We don’t have, yet, direct statements of what the president said during the day other than a couple of snippets secondhand. But we know about his actions; that’s the most important indicator of somebody’s intents: what they do and what they don’t do. And the fact that he does not, for hours after being aware of the violence, tell people to go home, really, really powerful evidence of his intent.
He tweets even about Mike Pence, that he didn’t have the courage to do what should have been done, and the indictment is pretty clear. It does not charge [Trump] with inciting a riot or anything like that, but it does say it’s part of an attempt to pressure the vice president and to interfere with the congressional proceeding.
The president, over the course of the day, is on the phone with members of Congress talking about, when it resumes, potentially moving forward with objections. So there’s this pause where the riot disrupts the joint session, but when they go back, they’re still, Giuliani and the president, are still trying to encourage members of Congress to object even after the violence had occurred. Again, evidence of disruption, intent to disrupt.
You guys came to the same conclusion, that he was attempting to stop the proceedings or to pressure or put pressure on Pence and legislators.
Absolutely, yes.
So all that we’ve been talking about becomes the report, and your time is running out, as you say, there was a clock, and the clock runs out at the end of December. There’s a final committee hearing, and you’re going to send off the report, and the decision is made to issue this referral. What is the thoughts of the committee at that point? Why is a referral made? Where do you think that you’re leaving things?
Yeah. So it has really no practical impact, candidly, a referral. The Department of Justice already was looking very closely at these allegations. It’s not like the referral started them down this path. It was important, though, for us to call a spade a spade. We had spent all this time amassing the evidence, and the committee felt like it was important to sort of make plain their unanimous view that that evidence gave rise to the violations of federal criminal law.
I think the committee knew it would be important to issue those referrals, even if the Department of Justice was going to make its own decision, making that finding; not just laying out the evidence, but actually concluding that that evidence gives rise to the potential violations of law was important.
And then, significantly, we also knew that when we made the criminal referral, it was going to be accompanied by all of our work product. So literally, when the committee expired, we gave every transcript, every document we had gathered to the special counsel. So the committee didn’t just give them this recommendation; it actually gave them a lot of raw material that I think moved their investigation substantially forward, because they took advantage of the foundation that the committee had laid. So that was intentional as well: turn this over to people that can actually continue to investigate and potentially have power that the committee did not have to hold the president and others responsible.
And I guess it puts prosecutors in the position of now having to explain if they don’t prosecute, why? It creates a certain political pressure.

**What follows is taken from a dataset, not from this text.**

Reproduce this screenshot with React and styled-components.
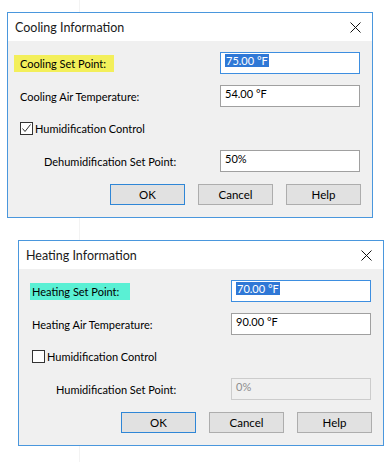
import React from 'react'
import styled, { createGlobalStyle } from 'styled-components'

const GlobalStyle = createGlobalStyle`
  html, body {
    margin: 0;
    padding: 0;
    background: linear-gradient(to right, #fff 79px, #f3f3f3 79px, #f3f3f3 80px, #fff 80px);
    font-family: Lato, "Noto Sans", sans-serif;
    color: #000;
  }
`

const Page = styled.div`
  display: flex;
  flex-direction: column;
  gap: 22px;
  padding-top: 12px;
  width: 384px;
  height: 462px;
  box-sizing: border-box;
`

const Window = styled.div`
  margin-left: ${p => p.$left}px;
  width: 366px;
  box-sizing: border-box;
  border: 1px solid #4a97dd;
  background: #f0f0f0;
  display: flex;
  flex-direction: column;
`

const TitleBar = styled.div`
  height: 28px;
  background: #fff;
  display: flex;
  align-items: center;
  justify-content: space-between;
  padding: 0 11px 0 7px;
  font-size: 12.5px;
  color: #1a1a1a;
`

const Close = styled.svg`
  width: 11px;
  height: 11px;
`

const Body = styled.div`
  display: flex;
  flex-direction: column;
  gap: 11px;
  padding: 11px 12px 12px ${p => p.$pad}px;
  font-size: 11px;
`

const Row = styled.div`
  display: flex;
  align-items: center;
  justify-content: space-between;
  height: 22px;
`

const Label = styled.span`
  padding-left: ${p => p.$indent || 0}px;
`

const Marked = styled.span`
  background: ${p => p.$color};
  padding: 2px ${p => p.$right}px 2px ${p => p.$left}px;
  margin-left: ${p => -p.$left}px;
  line-height: 13px;
`

const Field = styled.div`
  width: 140px;
  height: 22px;
  box-sizing: border-box;
  border: 1px solid ${p => (p.$focus ? '#3d8ee0' : p.$disabled ? '#cccccc' : '#a0a0a0')};
  background: ${p => (p.$disabled ? '#f0f0f0' : '#fff')};
  color: ${p => (p.$disabled ? '#8d8d8d' : '#000')};
  padding: 1px 0 0 4px;
  line-height: 13px;
`

const Selected = styled.span`
  background: #2f78d6;
  color: #fff;
  padding: 0 1px;
`

const CheckRow = styled.label`
  display: flex;
  align-items: center;
  height: 21px;
  gap: 2px;
`

const Box = styled.span`
  width: 13px;
  height: 13px;
  box-sizing: border-box;
  border: 1px solid #333;
  background: #fff;
  display: flex;
  align-items: center;
  justify-content: center;
`

const Buttons = styled.div`
  display: flex;
  justify-content: flex-end;
  gap: 13px;
  margin-top: 1px;
  margin-right: -1px;
`

const Button = styled.button`
  width: 75px;
  height: 21px;
  box-sizing: border-box;
  border: 1px solid ${p => (p.$default ? '#2f86d6' : '#adadad')};
  background: #e1e1e1;
  font-family: inherit;
  font-size: 11.5px;
  color: #000;
  padding: 0;
`

const dialogs = [
  {
    title: 'Cooling Information',
    left: 7,
    pad: 12,
    mark: { text: 'Cooling Set Point:', color: '#f3ef5a', left: 6, right: 8 },
    setPoint: '75.00 °F',
    airLabel: 'Cooling Air Temperature:',
    air: '54.00 °F',
    checked: true,
    humLabel: 'Dehumidification Set Point:',
    hum: '50%',
    disabled: false,
  },
  {
    title: 'Heating Information',
    left: 18,
    pad: 13,
    mark: { text: 'Heating Set Point:', color: '#5af0d4', left: 2, right: 11 },
    setPoint: '70.00 °F',
    airLabel: 'Heating Air Temperature:',
    air: '90.00 °F',
    checked: false,
    humLabel: 'Humidification Set Point:',
    hum: '0%',
    disabled: true,
  },
]

const Dialog = ({ d }) => (
  <Window $left={d.left}>
    <TitleBar>
      <span>{d.title}</span>
      <Close viewBox="0 0 11 11">
        <path d="M0.5 0.5 L10.5 10.5 M10.5 0.5 L0.5 10.5" stroke="#111" strokeWidth="1" fill="none" />
      </Close>
    </TitleBar>
    <Body $pad={d.pad}>
      <Row>
        <Marked $color={d.mark.color} $left={d.mark.left} $right={d.mark.right}>
          {d.mark.text}
        </Marked>
        <Field $focus>
          <Selected>{d.setPoint}</Selected>
        </Field>
      </Row>
      <Row>
        <Label>{d.airLabel}</Label>
        <Field>{d.air}</Field>
      </Row>
      <CheckRow>
        <Box>
          {d.checked && (
            <svg width="11" height="11" viewBox="0 0 11 11">
              <path d="M1.5 5.5 L4 8.5 L9.5 1.5" stroke="#333" strokeWidth="1" fill="none" />
            </svg>
          )}
        </Box>
        Humidification Control
      </CheckRow>
      <Row>
        <Label $indent={24}>{d.humLabel}</Label>
        <Field $disabled={d.disabled}>{d.hum}</Field>
      </Row>
      <Buttons>
        <Button $default>OK</Button>
        <Button>Cancel</Button>
        <Button>Help</Button>
      </Buttons>
    </Body>
  </Window>
)

export default function App() {
  return (
    <>
      <GlobalStyle />
      <Page>
        {dialogs.map(d => (
          <Dialog key={d.title} d={d} />
        ))}
      </Page>
    </>
  )
}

No question. I think by the committee finding that, on the basis of our investigation, there’s the violation of these federal criminal statutes, it absolutely and intentionally put pressure on the Justice Department. Look, I think they’ve only gone beyond what the committee has done. I think they have some legal authority that the committee did not have. When they have a witness assert a privilege that they think is baseless, they go right upstairs to the chief judge who supervises the grand jury, and she rules. And then, if they want to appeal that, the Court of Appeals, within a week or two, on a motion to stay the judge’s ruling will either affirm or reject that ruling.
So they can very quickly adjudicate privilege assertions, and have used that authority to get people to answer questions that we didn’t have time to litigate. And they’ve gotten additional information.

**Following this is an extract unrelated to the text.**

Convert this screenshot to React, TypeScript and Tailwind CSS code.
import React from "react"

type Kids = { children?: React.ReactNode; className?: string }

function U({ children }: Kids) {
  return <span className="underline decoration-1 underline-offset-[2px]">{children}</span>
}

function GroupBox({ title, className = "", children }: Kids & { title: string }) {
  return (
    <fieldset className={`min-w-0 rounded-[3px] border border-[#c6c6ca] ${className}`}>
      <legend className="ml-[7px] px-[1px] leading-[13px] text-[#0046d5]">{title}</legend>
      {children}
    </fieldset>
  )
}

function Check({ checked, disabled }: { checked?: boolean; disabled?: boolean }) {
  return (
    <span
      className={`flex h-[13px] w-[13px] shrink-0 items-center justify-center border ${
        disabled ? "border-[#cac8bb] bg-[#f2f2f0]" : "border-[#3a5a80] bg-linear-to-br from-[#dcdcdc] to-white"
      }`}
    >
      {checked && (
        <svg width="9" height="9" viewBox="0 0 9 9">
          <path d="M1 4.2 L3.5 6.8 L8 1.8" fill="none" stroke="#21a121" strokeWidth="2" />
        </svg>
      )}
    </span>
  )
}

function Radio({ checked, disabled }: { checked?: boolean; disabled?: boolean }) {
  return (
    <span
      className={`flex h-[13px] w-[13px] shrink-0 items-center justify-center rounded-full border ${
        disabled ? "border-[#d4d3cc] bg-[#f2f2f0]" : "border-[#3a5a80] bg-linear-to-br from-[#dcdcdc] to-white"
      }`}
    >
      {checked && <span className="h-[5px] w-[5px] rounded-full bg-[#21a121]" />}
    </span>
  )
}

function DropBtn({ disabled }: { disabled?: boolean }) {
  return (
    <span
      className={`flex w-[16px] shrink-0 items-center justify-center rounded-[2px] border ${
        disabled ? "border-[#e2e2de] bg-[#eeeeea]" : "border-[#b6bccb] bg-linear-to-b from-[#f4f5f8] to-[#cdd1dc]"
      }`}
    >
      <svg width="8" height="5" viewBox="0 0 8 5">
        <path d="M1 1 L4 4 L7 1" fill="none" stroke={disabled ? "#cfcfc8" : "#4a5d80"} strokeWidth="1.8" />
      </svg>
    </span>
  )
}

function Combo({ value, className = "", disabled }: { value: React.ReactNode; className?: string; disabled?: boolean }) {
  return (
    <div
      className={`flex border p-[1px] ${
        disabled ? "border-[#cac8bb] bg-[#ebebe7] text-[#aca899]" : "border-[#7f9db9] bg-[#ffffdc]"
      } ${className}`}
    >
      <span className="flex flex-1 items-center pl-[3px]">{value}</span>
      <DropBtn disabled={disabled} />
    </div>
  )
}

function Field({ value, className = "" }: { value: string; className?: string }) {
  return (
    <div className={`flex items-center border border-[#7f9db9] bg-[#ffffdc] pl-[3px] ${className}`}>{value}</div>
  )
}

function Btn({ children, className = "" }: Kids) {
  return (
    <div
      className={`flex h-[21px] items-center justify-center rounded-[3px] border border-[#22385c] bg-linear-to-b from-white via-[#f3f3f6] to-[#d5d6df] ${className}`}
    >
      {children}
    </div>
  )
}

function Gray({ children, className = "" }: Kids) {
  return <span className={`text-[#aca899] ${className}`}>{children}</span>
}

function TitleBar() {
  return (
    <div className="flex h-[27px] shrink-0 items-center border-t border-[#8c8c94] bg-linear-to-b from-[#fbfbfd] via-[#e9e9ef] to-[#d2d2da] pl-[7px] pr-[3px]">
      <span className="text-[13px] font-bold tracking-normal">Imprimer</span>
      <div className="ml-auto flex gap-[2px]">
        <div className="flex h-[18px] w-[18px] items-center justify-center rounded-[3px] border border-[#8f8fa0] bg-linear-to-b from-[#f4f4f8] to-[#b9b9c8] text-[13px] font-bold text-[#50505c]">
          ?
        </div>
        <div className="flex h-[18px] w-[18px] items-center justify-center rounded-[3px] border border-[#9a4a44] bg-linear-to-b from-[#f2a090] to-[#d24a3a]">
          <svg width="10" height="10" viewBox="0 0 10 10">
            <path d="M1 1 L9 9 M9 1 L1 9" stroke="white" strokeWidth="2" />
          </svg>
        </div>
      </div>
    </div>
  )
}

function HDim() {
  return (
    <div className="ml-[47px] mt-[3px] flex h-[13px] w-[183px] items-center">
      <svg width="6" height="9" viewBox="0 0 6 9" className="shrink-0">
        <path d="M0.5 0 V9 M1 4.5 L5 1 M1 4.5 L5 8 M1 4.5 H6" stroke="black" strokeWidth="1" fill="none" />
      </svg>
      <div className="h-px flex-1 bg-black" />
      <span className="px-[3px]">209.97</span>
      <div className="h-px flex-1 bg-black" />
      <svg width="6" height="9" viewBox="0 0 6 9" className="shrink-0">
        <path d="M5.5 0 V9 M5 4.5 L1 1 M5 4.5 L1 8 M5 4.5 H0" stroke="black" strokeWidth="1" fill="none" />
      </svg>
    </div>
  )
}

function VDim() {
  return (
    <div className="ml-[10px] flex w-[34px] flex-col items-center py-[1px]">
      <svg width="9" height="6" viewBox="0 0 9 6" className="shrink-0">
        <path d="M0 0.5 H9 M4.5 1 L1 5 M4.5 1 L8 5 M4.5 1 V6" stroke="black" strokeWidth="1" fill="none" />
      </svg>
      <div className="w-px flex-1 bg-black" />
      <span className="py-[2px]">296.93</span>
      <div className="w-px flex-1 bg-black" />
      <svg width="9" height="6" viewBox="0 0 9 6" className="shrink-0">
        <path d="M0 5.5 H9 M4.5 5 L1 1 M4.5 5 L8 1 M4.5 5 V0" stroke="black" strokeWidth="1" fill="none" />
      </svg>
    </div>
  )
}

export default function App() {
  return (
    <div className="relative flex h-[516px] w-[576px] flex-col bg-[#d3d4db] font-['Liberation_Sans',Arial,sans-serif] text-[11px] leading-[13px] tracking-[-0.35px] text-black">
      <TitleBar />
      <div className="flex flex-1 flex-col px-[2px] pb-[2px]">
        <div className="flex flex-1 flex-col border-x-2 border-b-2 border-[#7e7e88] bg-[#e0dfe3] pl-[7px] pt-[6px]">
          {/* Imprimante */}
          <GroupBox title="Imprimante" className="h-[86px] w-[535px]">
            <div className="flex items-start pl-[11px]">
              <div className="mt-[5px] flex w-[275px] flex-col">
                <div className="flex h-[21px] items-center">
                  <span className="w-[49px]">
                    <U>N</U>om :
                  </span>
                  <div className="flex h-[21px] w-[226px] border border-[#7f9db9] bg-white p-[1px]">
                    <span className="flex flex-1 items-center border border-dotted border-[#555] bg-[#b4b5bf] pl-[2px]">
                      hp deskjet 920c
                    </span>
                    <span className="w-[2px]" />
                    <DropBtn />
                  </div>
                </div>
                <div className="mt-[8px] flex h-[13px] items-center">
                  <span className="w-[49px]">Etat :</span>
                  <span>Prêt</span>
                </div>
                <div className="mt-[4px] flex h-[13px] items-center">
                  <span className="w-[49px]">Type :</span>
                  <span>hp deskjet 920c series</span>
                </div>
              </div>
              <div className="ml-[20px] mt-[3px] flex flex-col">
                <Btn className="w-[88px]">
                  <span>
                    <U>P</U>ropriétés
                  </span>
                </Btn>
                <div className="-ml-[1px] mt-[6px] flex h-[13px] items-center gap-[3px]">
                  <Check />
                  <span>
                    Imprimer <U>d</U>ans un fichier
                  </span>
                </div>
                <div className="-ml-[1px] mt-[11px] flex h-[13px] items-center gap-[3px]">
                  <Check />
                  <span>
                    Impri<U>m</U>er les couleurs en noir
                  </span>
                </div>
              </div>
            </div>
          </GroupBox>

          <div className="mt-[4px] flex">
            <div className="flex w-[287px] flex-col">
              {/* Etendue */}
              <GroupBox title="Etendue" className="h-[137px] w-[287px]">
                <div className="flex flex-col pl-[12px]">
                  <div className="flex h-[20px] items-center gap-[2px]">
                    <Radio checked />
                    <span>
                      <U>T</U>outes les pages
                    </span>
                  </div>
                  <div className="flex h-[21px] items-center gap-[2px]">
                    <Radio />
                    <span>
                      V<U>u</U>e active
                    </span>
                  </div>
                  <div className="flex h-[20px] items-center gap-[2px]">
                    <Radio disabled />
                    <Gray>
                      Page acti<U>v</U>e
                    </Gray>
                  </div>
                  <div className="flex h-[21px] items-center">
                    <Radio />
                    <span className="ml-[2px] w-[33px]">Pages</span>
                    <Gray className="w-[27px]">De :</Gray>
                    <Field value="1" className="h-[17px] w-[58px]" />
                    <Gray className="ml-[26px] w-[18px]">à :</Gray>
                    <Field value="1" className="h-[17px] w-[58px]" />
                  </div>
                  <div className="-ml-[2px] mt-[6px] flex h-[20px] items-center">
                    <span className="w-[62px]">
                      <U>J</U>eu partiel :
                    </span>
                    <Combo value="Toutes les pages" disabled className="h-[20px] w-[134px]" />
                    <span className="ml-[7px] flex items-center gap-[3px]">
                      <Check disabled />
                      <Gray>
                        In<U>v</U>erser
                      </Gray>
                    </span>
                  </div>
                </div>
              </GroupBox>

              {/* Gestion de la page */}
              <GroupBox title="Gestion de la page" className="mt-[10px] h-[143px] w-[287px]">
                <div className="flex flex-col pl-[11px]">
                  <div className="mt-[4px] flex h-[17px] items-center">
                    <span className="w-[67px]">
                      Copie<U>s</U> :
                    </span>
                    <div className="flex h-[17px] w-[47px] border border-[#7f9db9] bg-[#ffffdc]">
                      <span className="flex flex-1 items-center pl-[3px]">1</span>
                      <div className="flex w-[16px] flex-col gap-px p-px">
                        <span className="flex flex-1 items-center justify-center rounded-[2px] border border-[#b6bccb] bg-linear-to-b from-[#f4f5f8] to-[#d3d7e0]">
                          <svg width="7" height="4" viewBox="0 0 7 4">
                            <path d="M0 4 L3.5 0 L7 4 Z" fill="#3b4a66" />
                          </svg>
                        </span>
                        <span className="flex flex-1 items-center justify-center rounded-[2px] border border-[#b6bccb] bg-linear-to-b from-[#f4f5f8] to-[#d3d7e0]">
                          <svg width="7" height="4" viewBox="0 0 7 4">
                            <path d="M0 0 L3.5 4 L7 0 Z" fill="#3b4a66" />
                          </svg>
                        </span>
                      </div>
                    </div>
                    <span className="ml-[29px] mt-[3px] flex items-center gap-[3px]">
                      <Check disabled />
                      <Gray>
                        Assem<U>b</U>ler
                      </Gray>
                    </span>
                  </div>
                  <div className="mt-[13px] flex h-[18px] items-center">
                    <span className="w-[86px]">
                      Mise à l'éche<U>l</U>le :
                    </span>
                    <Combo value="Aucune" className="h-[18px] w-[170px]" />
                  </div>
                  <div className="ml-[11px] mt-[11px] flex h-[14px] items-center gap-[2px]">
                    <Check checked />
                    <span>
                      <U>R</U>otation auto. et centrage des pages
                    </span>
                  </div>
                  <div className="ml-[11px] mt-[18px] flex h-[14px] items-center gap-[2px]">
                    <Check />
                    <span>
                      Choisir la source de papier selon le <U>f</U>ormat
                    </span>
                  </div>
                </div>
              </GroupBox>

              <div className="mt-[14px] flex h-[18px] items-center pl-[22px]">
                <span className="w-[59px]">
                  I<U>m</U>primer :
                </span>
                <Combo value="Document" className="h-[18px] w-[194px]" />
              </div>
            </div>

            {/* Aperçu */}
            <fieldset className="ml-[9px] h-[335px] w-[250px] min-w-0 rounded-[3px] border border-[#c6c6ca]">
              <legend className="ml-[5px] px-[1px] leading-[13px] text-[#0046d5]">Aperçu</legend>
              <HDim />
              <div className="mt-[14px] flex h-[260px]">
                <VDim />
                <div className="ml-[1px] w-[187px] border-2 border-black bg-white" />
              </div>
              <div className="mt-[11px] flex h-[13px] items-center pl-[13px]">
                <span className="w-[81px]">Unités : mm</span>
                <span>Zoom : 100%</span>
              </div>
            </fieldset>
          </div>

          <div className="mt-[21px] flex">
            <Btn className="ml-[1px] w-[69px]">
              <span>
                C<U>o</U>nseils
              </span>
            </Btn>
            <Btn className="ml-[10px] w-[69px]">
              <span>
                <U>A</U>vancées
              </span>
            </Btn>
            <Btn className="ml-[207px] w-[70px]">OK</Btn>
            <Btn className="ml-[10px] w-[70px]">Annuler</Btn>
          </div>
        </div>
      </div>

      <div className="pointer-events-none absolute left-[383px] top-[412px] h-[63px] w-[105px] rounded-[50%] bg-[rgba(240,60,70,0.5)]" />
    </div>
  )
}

I don’t know, but my guess is it just corroborates the core narrative, based on what I read in the indictment. That hasn’t changed. But my guess is there’s more detail, more corroboration of that that we’ll see in the criminal trial.

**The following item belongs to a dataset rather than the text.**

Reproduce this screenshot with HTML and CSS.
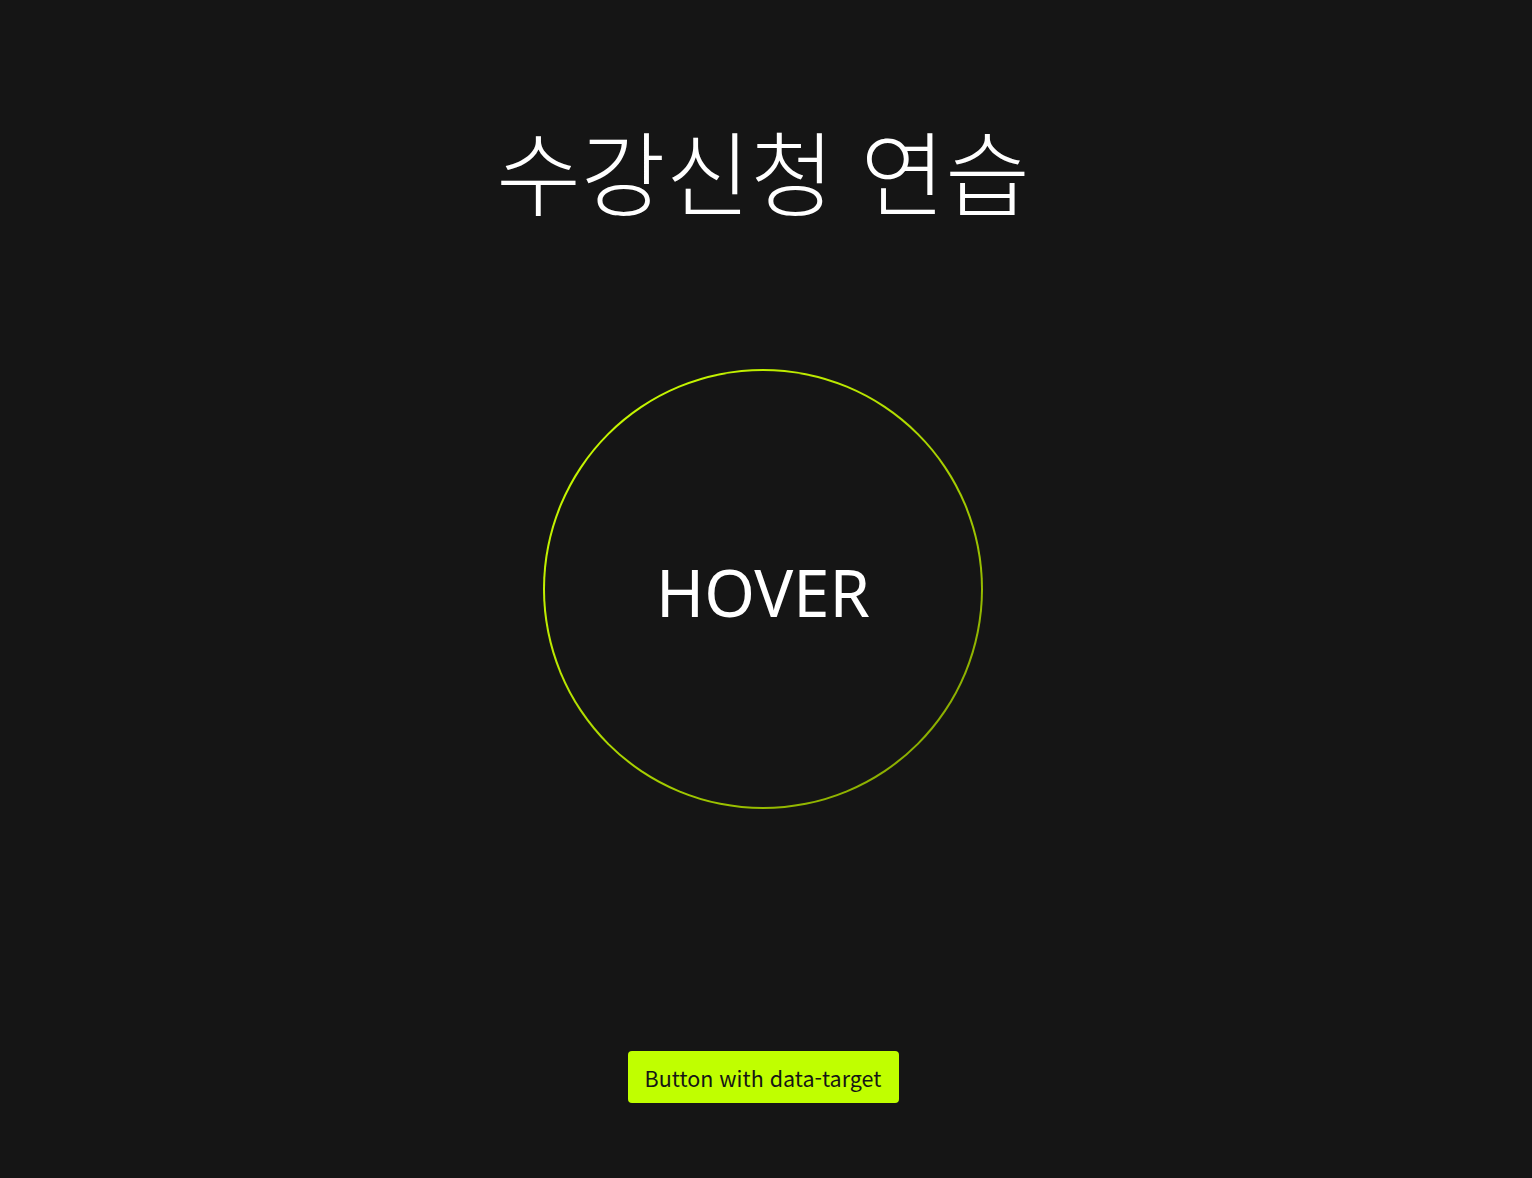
FILE: index.html
```html
<!DOCTYPE html>
<html lang="ko">
<head>
<meta charset="utf-8">
<title>수강신청 연습</title>
<link rel="stylesheet" href="styles.css">
</head>
<body>
<main class="page">
  <h1 class="title">수강신청 연습</h1>
  <div class="ring"><span class="ring-label">HOVER</span></div>
  <button class="target-btn" type="button" data-target="ring">Button with data-target</button>
</main>
</body>
</html>
```
FILE: styles.css
```css
html, body {
  margin: 0;
  padding: 0;
  background: #151515;
  height: 100%;
}
body {
  font-family: "Noto Sans CJK KR", "Noto Sans", sans-serif;
  color: #ffffff;
}
.page {
  display: flex;
  flex-direction: column;
  align-items: center;
  padding-top: 106px;
  padding-right: 6px;
}
.title {
  margin: 0;
  font-size: 92px;
  font-weight: 300;
  line-height: 126px;
  letter-spacing: 0;
}
.ring {
  margin-top: 137px;
  width: 440px;
  height: 440px;
  box-sizing: border-box;
  border-radius: 50%;
  border: 2px solid transparent;
  background:
    linear-gradient(#151515, #151515) padding-box,
    linear-gradient(135deg, #ccff00 0%, #bbe800 35%, #7f9f00 100%) border-box;
  display: flex;
  align-items: center;
  justify-content: center;
}
.ring-label {
  font-family: "Noto Sans", sans-serif;
  font-size: 65px;
  line-height: 1;
  margin-top: 6px;
}
.target-btn {
  margin-top: 242px;
  width: 271px;
  height: 52px;
  border: none;
  border-radius: 4px;
  background: #c0ff00;
  color: #151515;
  font-family: "Noto Sans CJK KR", "Noto Sans", sans-serif;
  font-size: 21.5px;
  padding: 0;
  cursor: pointer;
}
```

How do you feel about the fact that you did these hearings? Millions and millions of people watched them, and you feel like you’ve opened up evidence that wasn’t there before. But there’s a lot of Republicans, if you look at the polling, it hasn’t really changed that much. The president now is the very likely nominee of the Republican Party, the former president. How do you feel about that just on a personal level?
Yeah, look, I think it’s a reflection that the fundamental divide we have in this country is between people who believe in systems and people who don’t. There are a lot of people that don’t trust Congress. So no matter what we said, it’s not really about the facts. It’s about who’s the messenger.
Same thing with the media, mainstream media. There are a lot of people that don’t trust what they see on FRONTLINE or what they read in The New York Times, people that don’t trust science or higher education. And that’s really the fundamental divide. Skepticism about the committee reflects that. Given that it was a congressional process, a lot of people just discount it. They don’t even get to evaluating the truth, the facts; it’s the process that was skewed.
And that is what we have to fix, in my view, in this country. How do we bring people back into belief in the process, belief in government, belief in criminal justice? I think criminal trials potentially might have the potential to change public opinion in a way that our process did not.
I hope that when these same facts are challenged by cross-examination, the president has an opportunity to defend himself, that if the outcome is a conviction, that that will resonate with people in a way that a congressional process or books or articles or documentaries will not. And maybe that restores some faith. If the fundamental division is people that believe in the system and people who don’t, maybe holding a former president accountable can restore some faith. Maybe that’s naïve, but that’s my hope.
That’s putting a lot of faith in these trials. And the other thing about it is your report shows a president who was trying to overrun the rule of law, find a way around it, find a way to short-circuit it, and here you have him facing criminal indictments and trials, and we know the statements he’s making about the judges and the fact that there’s an election pending. How fraught, dangerous, high-stakes is a moment with all of those things coming together?
Yeah. Again, I think what we’re dealing with in this country is division, and my hope is that accountability helps restore faith that systems work. For some people, it won’t. For some people, it will only exacerbate it. They’ll think that the system—the president is already saying that the system is rigged.
But there’s no question that we are at a moment when democracy is at risk, and people need to participate; people need to engage; people need to educate themselves. We need more places in this country where people can constructively disagree.
And my hope is that over time, that going through a crisis like this, we come out the other side, people are more willing to do that. Again, maybe naïve, but I hope we have to learn from this. We collectively have to learn from this and try to put some things in place to prevent it from happening again.